I highly recommend starting a blog if you are an author. It gives you a place to list your books for sale, but also a place to mark where your short stories and poetry are published. Your readers can more easily find your content on the internet without having to search high and low for it. The time to start your blog is always NOW. Don’t wait. It is a powerful tool in your arsenal, but it will take a few years to grow and be of value to you when it comes time to launch your novels. I find that the network of social media arms that I’ve developed have helped me not only as a novelist, but it supports my short stories and poems too.
Wendy: No Wasted Ink does take time off my table, but it is not my main writing. I am in the process of finishing up a four part novel series based off of Jane Austen’s book Persuasion. I use the characters and settings of this book, but not only do I explain what happened before the events of Persuasion, but I will also be taking the characters on a slightly different spin from the old story in the last two books. These are Regency era historical fictions and could also be considered women’s fiction. While there are romantic elements in all the books, I do not follow romance novel tropes. Book One, The Curate’s Brother, is available on Amazon and other online book outlets; the rest are in the pipeline. I am also at work on a poetry chapbook on the theme of Planet Mars. This chapbook will showcase my popular scifaiku poems and also longer poems that I am composing for the chapbook alone. I participate in open-mic readings on a regular basis, and having a chapbook available to sell at these times is my main goal for the poetry book, but I will also offer it online for the general public when the time comes.

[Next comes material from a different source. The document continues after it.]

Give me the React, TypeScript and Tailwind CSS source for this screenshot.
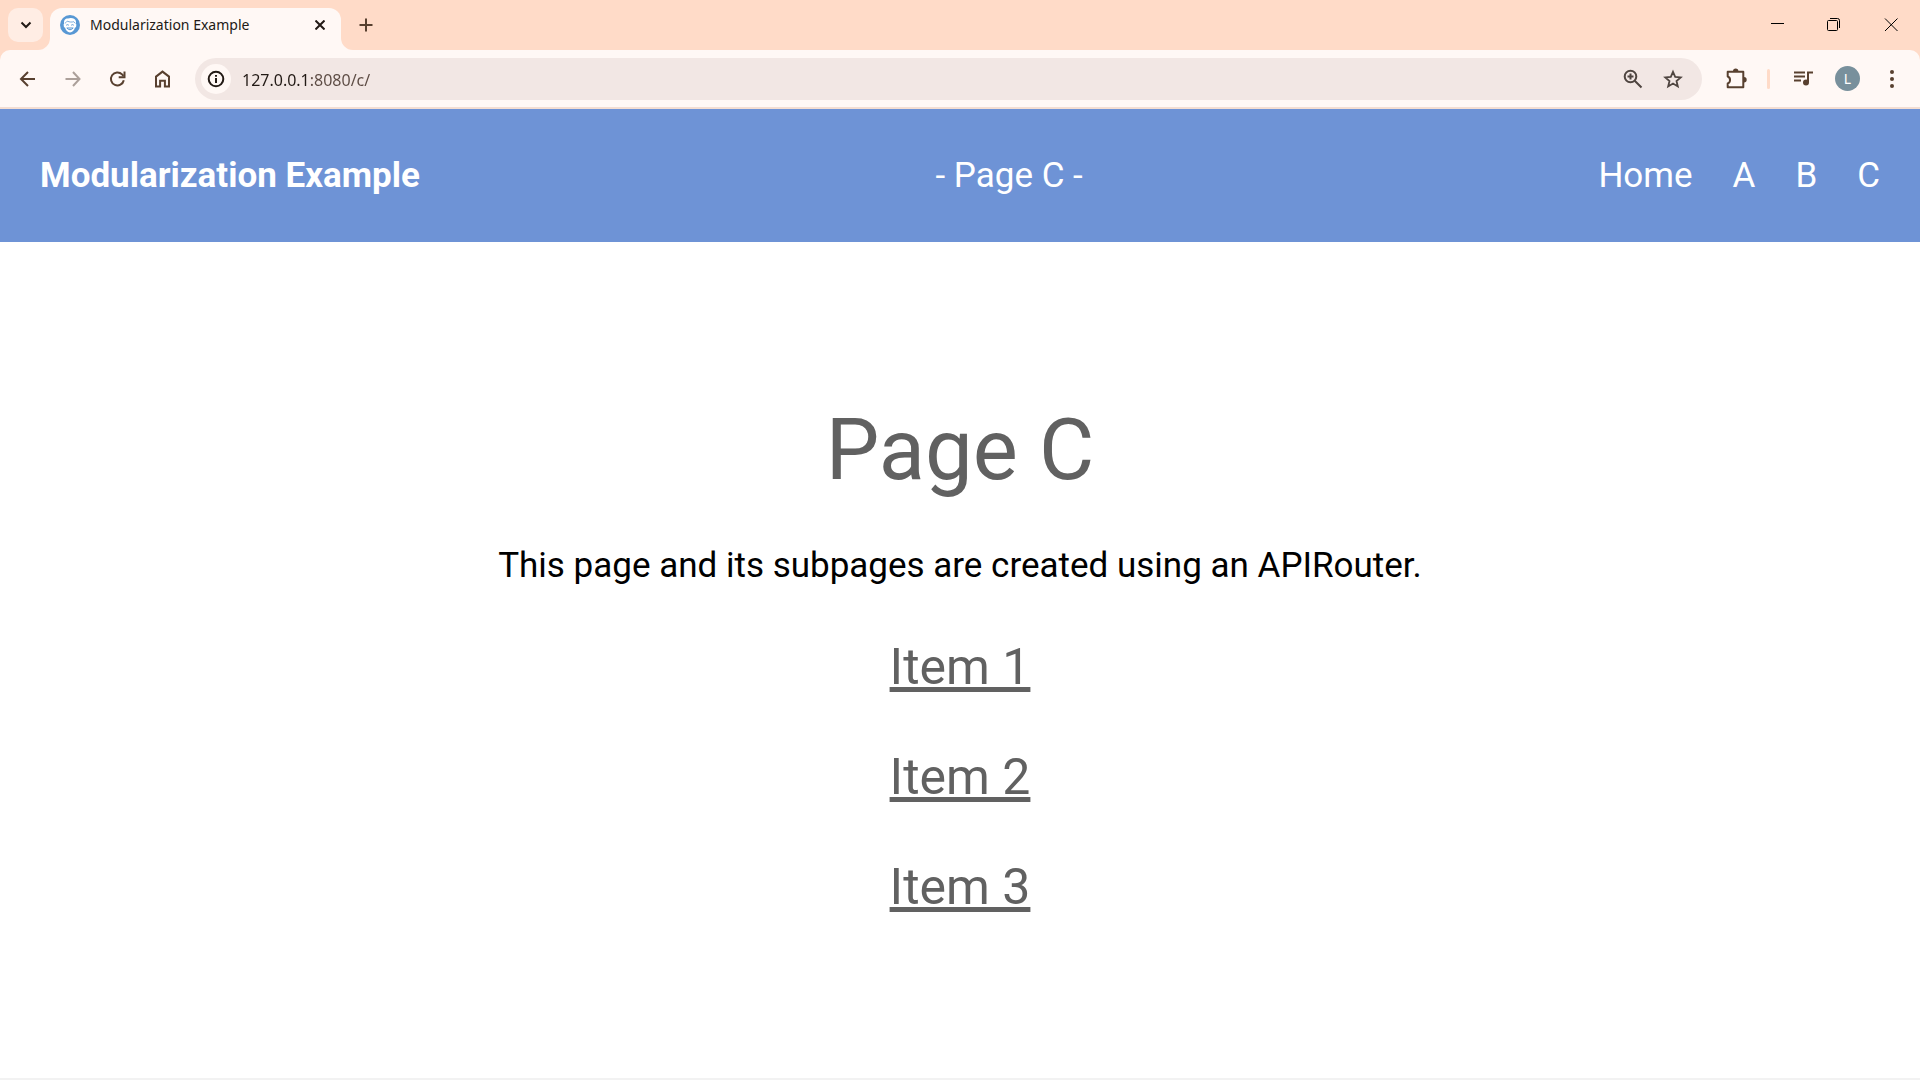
import type { ReactNode } from "react";

function IconButton({ label, className = "w-[45px]", children }: { label: string; className?: string; children: ReactNode }) {
  return (
    <button type="button" aria-label={label} className={`flex h-[42px] shrink-0 items-center justify-center text-[#58402f] ${className}`}>
      {children}
    </button>
  );
}

function Icon({ size = 22, className = "", children }: { size?: number; className?: string; children: ReactNode }) {
  return (
    <svg width={size} height={size} viewBox={`0 0 ${size} ${size}`} fill="none" stroke="currentColor" strokeWidth="2" className={className} aria-hidden="true">
      {children}
    </svg>
  );
}

function Favicon() {
  return (
    <svg width="20" height="20" viewBox="0 0 20 20" aria-hidden="true">
      <circle cx="10" cy="10" r="10" fill="#5898d4" />
      <path d="M4.2 8.6C3.4 5.2 5.6 3.4 8 3.6C10.5 2.3 15.2 3 15.9 6C16.1 7 16 7.9 15.7 8.7L16.4 9.4L16 12.2L15 12.6C14.3 15.6 12.3 17.4 10 17.4S5.700 15.600 5 12.600L4 12.200L3.600 9.400Z" fill="#fff" />
      <path d="M5 8.200C6.300 7.300 7 6.700 7.300 6.100C9.500 7.300 12 7.200 13.700 6.700L15 8.200" fill="none" stroke="#5898d4" strokeWidth="0.800" />
      <path d="M6.200 10.200Q7.500 9.100 8.800 10.200M11.200 10.200Q12.500 9.100 13.800 10.200M6.800 13Q10 16.500 13.200 13Z" fill="none" stroke="#5898d4" strokeWidth="1" />
    </svg>
  );
}

function TabStrip() {
  return (
    <div className="flex h-[50px] bg-[#ffdbc8]">
      <button type="button" aria-label="Search tabs" className="mt-2 ml-2 flex h-[34px] w-[35px] items-center justify-center rounded-[10px] bg-[#ffede4] text-[#221a15]">
        <svg width="12" height="8" viewBox="0 0 12 8" fill="none" stroke="currentColor" strokeWidth="2" aria-hidden="true">
          <path d="M1.500 1.500L6 6L10.500 1.500" />
        </svg>
      </button>
      <div className="relative mt-2 ml-[7px] flex h-[42px] w-[291px] items-center rounded-t-[12px] bg-[#fff8f5] pr-[11px] pl-[10px]">
        <svg width="12" height="12" viewBox="0 0 12 12" className="absolute bottom-0 -left-3" aria-hidden="true">
          <path d="M12 0V12H0A12 12 0 0 0 12 0Z" fill="#fff8f5" />
        </svg>
        <svg width="12" height="12" viewBox="0 0 12 12" className="absolute -right-3 bottom-0" aria-hidden="true">
          <path d="M0 0V12H12A12 12 0 0 1 0 0Z" fill="#fff8f5" />
        </svg>
        <div className="flex h-[34px] w-full items-center self-start">
          <Favicon />
          <span className="ml-[10px] flex-1 text-[14px] leading-[22px] whitespace-nowrap text-[#221a15]">Modularization Example</span>
          <button type="button" aria-label="Close tab" className="flex size-5 items-center justify-center text-[#221a15]">
            <svg width="10" height="10" viewBox="0 0 10 10" stroke="currentColor" strokeWidth="2" aria-hidden="true">
              <path d="M0.500 0.500L9.500 9.500M9.500 0.500L0.500 9.500" />
            </svg>
          </button>
        </div>
      </div>
      <button type="button" aria-label="New tab" className="mt-2 ml-[7px] flex h-[34px] w-[35px] items-center justify-center text-[#58402f]">
        <svg width="14" height="14" viewBox="0 0 14 14" stroke="currentColor" strokeWidth="2" aria-hidden="true">
          <path d="M7 0.500V13.500M0.500 7H13.500" />
        </svg>
      </button>
      <div className="ml-auto flex text-black">
        <button type="button" aria-label="Minimize" className="flex w-[57px] items-center justify-center">
          <svg width="14" height="14" viewBox="0 0 14 14" stroke="currentColor" aria-hidden="true">
            <path d="M1 5.500H14" />
          </svg>
        </button>
        <button type="button" aria-label="Restore" className="flex w-[57px] items-center justify-center">
          <svg width="14" height="14" viewBox="0 0 14 14" fill="none" stroke="currentColor" aria-hidden="true">
            <rect x="0.500" y="2.500" width="10" height="10" rx="1" />
            <path d="M3 0.500H10.500Q12.500 0.500 12.500 2.500V10" />
          </svg>
        </button>
        <button type="button" aria-label="Close" className="flex w-[58px] items-center justify-center">
          <svg width="14" height="14" viewBox="0 0 14 14" stroke="currentColor" aria-hidden="true">
            <path d="M1 0.500L13.500 13M13.500 0.500L1 13" />
          </svg>
        </button>
      </div>
    </div>
  );
}

function Toolbar() {
  return (
    <div className="bg-[#ffdbc8]">
      <div className="flex h-[59px] items-center rounded-t-[10px] border-b-2 border-[#f3ddd2] bg-[#fff8f5] pr-[6px] pl-[5px]">
        <IconButton label="Back">
          <Icon><path d="M18 11H4.500M11 4L4 11L11 18" /></Icon>
        </IconButton>
        <IconButton label="Forward">
          <Icon className="text-[#aca09a]"><path d="M3.500 11H17M11 4L17.500 11L11 18" /></Icon>
        </IconButton>
        <IconButton label="Reload">
          <Icon>
            <path d="M16.800 12.300A6.500 6.500 0 1 1 15.100 6.400L16.500 8" />
            <path d="M17.500 3.500V9.300H11.700" />
          </Icon>
        </IconButton>
        <IconButton label="Home">
          <Icon><path d="M4 8.600L10.500 3.600L17 8.600V18.500H12.900V12.800H8.100V18.500H4Z" /></Icon>
        </IconButton>
        <div className="ml-[10px] flex h-[42px] min-w-0 flex-1 items-center rounded-full bg-[#f2e7e4] pr-[9px] pl-[6px]">
          <button type="button" aria-label="View site information" className="flex size-[30px] shrink-0 items-center justify-center rounded-full bg-[#fff8f5] text-[#221a15]">
            <svg width="18" height="18" viewBox="0 0 18 18" fill="none" stroke="currentColor" strokeWidth="2" aria-hidden="true">
              <circle cx="9" cy="9" r="7.300" />
              <path d="M9 8V13M9 5V6.800" />
            </svg>
          </button>
          <input
            type="text"
            aria-label="Address"
            defaultValue="127.0.0.1:8080/c/"
            className="ml-[11px] min-w-0 flex-1 bg-[linear-gradient(90deg,#221a15_67px,#5b4a42_67px)] bg-clip-text pt-0.5 text-[16px] leading-6 text-transparent outline-none"
          />
          <IconButton label="Zoom" className="w-10">
            <Icon className="text-[#4f4540]">
              <circle cx="8.500" cy="8.500" r="5.800" />
              <path d="M12.700 12.700L19.500 19.500M8.500 5.500V11.500M5.500 8.500H11.500" />
            </Icon>
          </IconButton>
          <IconButton label="Bookmark this tab" className="w-10">
            <Icon className="text-[#4f4540]">
              <path d="M11 3.800L13.200 8.900L18.700 9.400L14.500 13L15.800 18.400L11 15.500L6.200 18.400L7.500 13L3.300 9.400L8.800 8.900Z" strokeWidth="1.800" />
            </Icon>
          </IconButton>
        </div>
        <IconButton label="Extensions" className="ml-[11px] w-[45px]">
          <Icon>
            <path d="M2.700 3.800H18.300V19.300H2.700V15.500C5.800 14.500 5.800 9.500 2.700 8.500Z" strokeLinejoin="round" />
            <path d="M8 3.300A2.700 2.700 0 0 1 13.400 3.300ZM19 9A2.700 2.700 0 0 1 19 14.400Z" fill="currentColor" stroke="none" />
          </Icon>
        </IconButton>
        <span className="ml-[9px] h-5 w-[3px] rounded-full bg-[#ffdbc8]" />
        <IconButton label="Media controls" className="ml-[10px] w-[45px]">
          <Icon>
            <path d="M2 4.500H13M2 8.500H13M2 12.500H9" />
            <path d="M16 14V4.500H21" />
            <circle cx="14" cy="14.500" r="3" fill="currentColor" stroke="none" />
          </Icon>
        </IconButton>
        <IconButton label="Profile">
          <span className="flex size-[25px] items-center justify-center rounded-full bg-[#78909c] text-[14px] leading-none text-white">L</span>
        </IconButton>
        <IconButton label="Browser menu" className="w-11">
          <Icon>
            <g fill="currentColor" stroke="none">
              <circle cx="11" cy="4" r="2" />
              <circle cx="11" cy="11" r="2" />
              <circle cx="11" cy="18" r="2" />
            </g>
          </Icon>
        </IconButton>
      </div>
    </div>
  );
}

const NAV = [
  { label: "Home", href: "#home" },
  { label: "A", href: "#a" },
  { label: "B", href: "#b" },
  { label: "C", href: "#c" },
];

const ITEMS = ["Item 1", "Item 2", "Item 3"];

export default function App() {
  return (
    <div className="flex min-h-screen flex-col bg-white font-['Noto_Sans',sans-serif]">
      <TabStrip />
      <Toolbar />
      <header className="flex items-center justify-between bg-[#6e93d6] px-10 py-10 font-['Roboto',sans-serif] text-[35px] leading-[53px] text-white">
        <span className="font-bold">Modularization Example</span>
        <span>- Page C -</span>
        <nav className="flex gap-10">
          {NAV.map((n) => (
            <a key={n.label} href={n.href}>{n.label}</a>
          ))}
        </nav>
      </header>
      <main className="flex flex-1 flex-col items-center justify-center gap-10 border-b-2 border-[#f2f2f2] pt-0.5 font-['Roboto',sans-serif]">
        <h1 className="text-[85px] leading-[100px] text-[#616161]">Page C</h1>
        <p className="text-[35px] leading-[52px] text-black">This page and its subpages are created using an APIRouter.</p>
        {ITEMS.map((item) => (
          <a key={item} href={`#${item}`} className="text-[50px] leading-[70px] text-[#616161] underline">{item}</a>
        ))}
      </main>
    </div>
  );
}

Wendy: I’ve been a hard-core science fiction and fantasy reader for most of my life. I started with the Heinlein juveniles and then fell in love with the works of Anne McCaffery, Andre Norton, Ursula LeGuin, Vonda N. McIntyre, Robert Jordan, Elizabeth Moon, Robin McKinley, and many others. Most of my favorite authors tend to be female. This is by natural selection, not by conscious choice.
I like to read stories that are more character driven and have real people in fantastic settings. I also enjoy supernatural elements and magic and the way an author can create a natural seeming system of “science” for their books that are far from our real world. Although lately, due to reading The Martian by Andy Weir, I have grown to appreciate hard science fiction more and plan to write stories with real world science in the future. I also enjoy some romantic elements, but not to the point where they overpower the story. The real surprise to me is how I fell in love with Jane Austen in my forties, when I had never read a “romance” novel in my life. I think that Austen is up there with my most favorite authors of all time.